Exercise brief = Return the material exactly as supplied, apart from the pictures, which are omitted.

Information supplied =
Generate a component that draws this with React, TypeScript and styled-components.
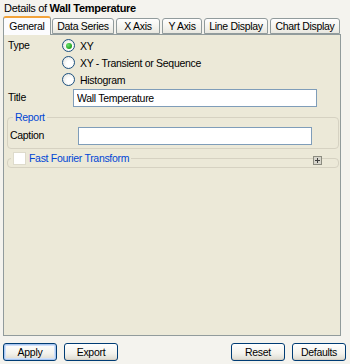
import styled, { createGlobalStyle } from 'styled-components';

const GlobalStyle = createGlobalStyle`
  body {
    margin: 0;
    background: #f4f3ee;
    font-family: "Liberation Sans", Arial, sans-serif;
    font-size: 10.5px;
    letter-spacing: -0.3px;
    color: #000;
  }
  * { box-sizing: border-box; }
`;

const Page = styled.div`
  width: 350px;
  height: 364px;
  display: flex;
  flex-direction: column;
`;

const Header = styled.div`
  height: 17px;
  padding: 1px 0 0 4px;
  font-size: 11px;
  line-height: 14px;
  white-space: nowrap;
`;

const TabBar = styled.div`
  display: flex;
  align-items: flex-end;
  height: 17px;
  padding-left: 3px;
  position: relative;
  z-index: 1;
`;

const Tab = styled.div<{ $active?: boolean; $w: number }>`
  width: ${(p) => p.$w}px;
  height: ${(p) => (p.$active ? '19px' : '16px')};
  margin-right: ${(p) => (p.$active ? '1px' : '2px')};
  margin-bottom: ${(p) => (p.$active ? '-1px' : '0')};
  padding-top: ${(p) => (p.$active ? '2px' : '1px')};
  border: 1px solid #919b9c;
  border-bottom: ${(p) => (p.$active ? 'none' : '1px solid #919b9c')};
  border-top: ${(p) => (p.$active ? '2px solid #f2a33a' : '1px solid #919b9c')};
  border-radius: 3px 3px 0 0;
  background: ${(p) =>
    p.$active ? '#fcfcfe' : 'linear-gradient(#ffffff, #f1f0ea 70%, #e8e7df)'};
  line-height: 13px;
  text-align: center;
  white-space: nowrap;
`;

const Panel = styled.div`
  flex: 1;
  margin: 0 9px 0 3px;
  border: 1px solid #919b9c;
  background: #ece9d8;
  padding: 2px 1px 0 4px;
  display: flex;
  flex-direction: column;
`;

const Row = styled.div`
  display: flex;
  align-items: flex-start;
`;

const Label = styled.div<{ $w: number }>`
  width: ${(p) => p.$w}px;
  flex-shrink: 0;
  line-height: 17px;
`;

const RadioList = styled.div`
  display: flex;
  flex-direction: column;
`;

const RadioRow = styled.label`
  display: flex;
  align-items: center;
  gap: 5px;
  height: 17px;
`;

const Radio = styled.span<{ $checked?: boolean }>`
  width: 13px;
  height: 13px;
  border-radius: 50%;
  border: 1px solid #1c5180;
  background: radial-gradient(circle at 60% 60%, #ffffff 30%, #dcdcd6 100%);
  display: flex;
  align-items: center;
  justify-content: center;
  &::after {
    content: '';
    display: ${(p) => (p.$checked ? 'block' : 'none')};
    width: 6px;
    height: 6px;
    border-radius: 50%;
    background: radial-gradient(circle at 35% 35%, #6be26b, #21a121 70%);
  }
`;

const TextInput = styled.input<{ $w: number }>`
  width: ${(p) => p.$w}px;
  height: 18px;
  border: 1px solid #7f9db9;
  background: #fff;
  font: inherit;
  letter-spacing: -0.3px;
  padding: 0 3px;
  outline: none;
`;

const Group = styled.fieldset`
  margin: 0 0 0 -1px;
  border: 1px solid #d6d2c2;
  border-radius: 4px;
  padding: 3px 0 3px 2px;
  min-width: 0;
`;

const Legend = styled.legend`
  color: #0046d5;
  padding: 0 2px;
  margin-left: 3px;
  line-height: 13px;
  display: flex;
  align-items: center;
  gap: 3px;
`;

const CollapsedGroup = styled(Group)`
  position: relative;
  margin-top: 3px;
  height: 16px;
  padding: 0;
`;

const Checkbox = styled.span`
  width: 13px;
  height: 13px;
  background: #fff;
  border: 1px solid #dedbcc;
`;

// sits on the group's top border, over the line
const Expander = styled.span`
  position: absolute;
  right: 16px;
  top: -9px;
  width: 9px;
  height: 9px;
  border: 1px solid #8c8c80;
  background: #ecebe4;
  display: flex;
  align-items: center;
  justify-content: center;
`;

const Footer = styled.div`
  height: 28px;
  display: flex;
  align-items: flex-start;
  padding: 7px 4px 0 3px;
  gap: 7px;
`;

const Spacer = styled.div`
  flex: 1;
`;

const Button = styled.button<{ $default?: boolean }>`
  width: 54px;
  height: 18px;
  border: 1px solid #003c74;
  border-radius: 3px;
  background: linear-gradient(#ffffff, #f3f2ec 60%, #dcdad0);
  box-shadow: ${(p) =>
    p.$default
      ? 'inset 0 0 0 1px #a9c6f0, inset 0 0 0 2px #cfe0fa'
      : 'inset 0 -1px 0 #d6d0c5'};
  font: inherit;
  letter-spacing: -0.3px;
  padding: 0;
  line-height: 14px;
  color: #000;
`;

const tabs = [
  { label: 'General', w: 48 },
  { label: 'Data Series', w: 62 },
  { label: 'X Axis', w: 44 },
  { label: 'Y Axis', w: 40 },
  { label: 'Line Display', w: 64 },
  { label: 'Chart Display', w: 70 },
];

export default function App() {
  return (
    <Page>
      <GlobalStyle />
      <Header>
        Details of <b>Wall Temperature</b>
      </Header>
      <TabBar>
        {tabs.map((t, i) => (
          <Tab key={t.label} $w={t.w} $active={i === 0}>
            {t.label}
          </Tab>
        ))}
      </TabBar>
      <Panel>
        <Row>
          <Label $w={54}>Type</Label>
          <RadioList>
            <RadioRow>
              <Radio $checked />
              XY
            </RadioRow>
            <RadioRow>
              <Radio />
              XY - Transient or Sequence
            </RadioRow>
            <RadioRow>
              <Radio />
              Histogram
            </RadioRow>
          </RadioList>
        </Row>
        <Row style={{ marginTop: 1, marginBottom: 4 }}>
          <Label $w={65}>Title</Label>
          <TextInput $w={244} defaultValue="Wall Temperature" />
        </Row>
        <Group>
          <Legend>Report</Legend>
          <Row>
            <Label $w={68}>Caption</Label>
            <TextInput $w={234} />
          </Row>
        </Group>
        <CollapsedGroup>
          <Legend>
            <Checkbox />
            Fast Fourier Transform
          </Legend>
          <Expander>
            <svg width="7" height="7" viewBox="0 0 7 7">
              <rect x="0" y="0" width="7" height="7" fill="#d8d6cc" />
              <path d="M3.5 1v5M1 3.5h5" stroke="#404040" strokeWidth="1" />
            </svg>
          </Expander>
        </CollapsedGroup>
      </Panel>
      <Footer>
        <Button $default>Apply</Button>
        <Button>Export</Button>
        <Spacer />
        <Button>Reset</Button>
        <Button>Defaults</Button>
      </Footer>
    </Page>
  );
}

Correct output =
Generate a component that draws this with React, TypeScript and styled-components.
import styled, { createGlobalStyle } from 'styled-components';

const GlobalStyle = createGlobalStyle`
  body {
    margin: 0;
    background: #f4f3ee;
    font-family: "Liberation Sans", Arial, sans-serif;
    font-size: 10.5px;
    letter-spacing: -0.3px;
    color: #000;
  }
  * { box-sizing: border-box; }
`;

const Page = styled.div`
  width: 350px;
  height: 364px;
  display: flex;
  flex-direction: column;
`;

const Header = styled.div`
  height: 17px;
  padding: 1px 0 0 4px;
  font-size: 11px;
  line-height: 14px;
  white-space: nowrap;
`;

const TabBar = styled.div`
  display: flex;
  align-items: flex-end;
  height: 17px;
  padding-left: 3px;
  position: relative;
  z-index: 1;
`;

const Tab = styled.div<{ $active?: boolean; $w: number }>`
  width: ${(p) => p.$w}px;
  height: ${(p) => (p.$active ? '19px' : '16px')};
  margin-right: ${(p) => (p.$active ? '1px' : '2px')};
  margin-bottom: ${(p) => (p.$active ? '-1px' : '0')};
  padding-top: ${(p) => (p.$active ? '2px' : '1px')};
  border: 1px solid #919b9c;
  border-bottom: ${(p) => (p.$active ? 'none' : '1px solid #919b9c')};
  border-top: ${(p) => (p.$active ? '2px solid #f2a33a' : '1px solid #919b9c')};
  border-radius: 3px 3px 0 0;
  background: ${(p) =>
    p.$active ? '#fcfcfe' : 'linear-gradient(#ffffff, #f1f0ea 70%, #e8e7df)'};
  line-height: 13px;
  text-align: center;
  white-space: nowrap;
`;

const Panel = styled.div`
  flex: 1;
  margin: 0 9px 0 3px;
  border: 1px solid #919b9c;
  background: #ece9d8;
  padding: 2px 1px 0 4px;
  display: flex;
  flex-direction: column;
`;

const Row = styled.div`
  display: flex;
  align-items: flex-start;
`;

const Label = styled.div<{ $w: number }>`
  width: ${(p) => p.$w}px;
  flex-shrink: 0;
  line-height: 17px;
`;

const RadioList = styled.div`
  display: flex;
  flex-direction: column;
`;

const RadioRow = styled.label`
  display: flex;
  align-items: center;
  gap: 5px;
  height: 17px;
`;

const Radio = styled.span<{ $checked?: boolean }>`
  width: 13px;
  height: 13px;
  border-radius: 50%;
  border: 1px solid #1c5180;
  background: radial-gradient(circle at 60% 60%, #ffffff 30%, #dcdcd6 100%);
  display: flex;
  align-items: center;
  justify-content: center;
  &::after {
    content: '';
    display: ${(p) => (p.$checked ? 'block' : 'none')};
    width: 6px;
    height: 6px;
    border-radius: 50%;
    background: radial-gradient(circle at 35% 35%, #6be26b, #21a121 70%);
  }
`;

const TextInput = styled.input<{ $w: number }>`
  width: ${(p) => p.$w}px;
  height: 18px;
  border: 1px solid #7f9db9;
  background: #fff;
  font: inherit;
  letter-spacing: -0.3px;
  padding: 0 3px;
  outline: none;
`;

const Group = styled.fieldset`
  margin: 0 0 0 -1px;
  border: 1px solid #d6d2c2;
  border-radius: 4px;
  padding: 3px 0 3px 2px;
  min-width: 0;
`;

const Legend = styled.legend`
  color: #0046d5;
  padding: 0 2px;
  margin-left: 3px;
  line-height: 13px;
  display: flex;
  align-items: center;
  gap: 3px;
`;

const CollapsedGroup = styled(Group)`
  position: relative;
  margin-top: 3px;
  height: 16px;
  padding: 0;
`;

const Checkbox = styled.span`
  width: 13px;
  height: 13px;
  background: #fff;
  border: 1px solid #dedbcc;
`;

// sits on the group's top border, over the line
const Expander = styled.span`
  position: absolute;
  right: 16px;
  top: -9px;
  width: 9px;
  height: 9px;
  border: 1px solid #8c8c80;
  background: #ecebe4;
  display: flex;
  align-items: center;
  justify-content: center;
`;

const Footer = styled.div`
  height: 28px;
  display: flex;
  align-items: flex-start;
  padding: 7px 4px 0 3px;
  gap: 7px;
`;

const Spacer = styled.div`
  flex: 1;
`;

const Button = styled.button<{ $default?: boolean }>`
  width: 54px;
  height: 18px;
  border: 1px solid #003c74;
  border-radius: 3px;
  background: linear-gradient(#ffffff, #f3f2ec 60%, #dcdad0);
  box-shadow: ${(p) =>
    p.$default
      ? 'inset 0 0 0 1px #a9c6f0, inset 0 0 0 2px #cfe0fa'
      : 'inset 0 -1px 0 #d6d0c5'};
  font: inherit;
  letter-spacing: -0.3px;
  padding: 0;
  line-height: 14px;
  color: #000;
`;

const tabs = [
  { label: 'General', w: 48 },
  { label: 'Data Series', w: 62 },
  { label: 'X Axis', w: 44 },
  { label: 'Y Axis', w: 40 },
  { label: 'Line Display', w: 64 },
  { label: 'Chart Display', w: 70 },
];

export default function App() {
  return (
    <Page>
      <GlobalStyle />
      <Header>
        Details of <b>Wall Temperature</b>
      </Header>
      <TabBar>
        {tabs.map((t, i) => (
          <Tab key={t.label} $w={t.w} $active={i === 0}>
            {t.label}
          </Tab>
        ))}
      </TabBar>
      <Panel>
        <Row>
          <Label $w={54}>Type</Label>
          <RadioList>
            <RadioRow>
              <Radio $checked />
              XY
            </RadioRow>
            <RadioRow>
              <Radio />
              XY - Transient or Sequence
            </RadioRow>
            <RadioRow>
              <Radio />
              Histogram
            </RadioRow>
          </RadioList>
        </Row>
        <Row style={{ marginTop: 1, marginBottom: 4 }}>
          <Label $w={65}>Title</Label>
          <TextInput $w={244} defaultValue="Wall Temperature" />
        </Row>
        <Group>
          <Legend>Report</Legend>
          <Row>
            <Label $w={68}>Caption</Label>
            <TextInput $w={234} />
          </Row>
        </Group>
        <CollapsedGroup>
          <Legend>
            <Checkbox />
            Fast Fourier Transform
          </Legend>
          <Expander>
            <svg width="7" height="7" viewBox="0 0 7 7">
              <rect x="0" y="0" width="7" height="7" fill="#d8d6cc" />
              <path d="M3.5 1v5M1 3.5h5" stroke="#404040" strokeWidth="1" />
            </svg>
          </Expander>
        </CollapsedGroup>
      </Panel>
      <Footer>
        <Button $default>Apply</Button>
        <Button>Export</Button>
        <Spacer />
        <Button>Reset</Button>
        <Button>Defaults</Button>
      </Footer>
    </Page>
  );
}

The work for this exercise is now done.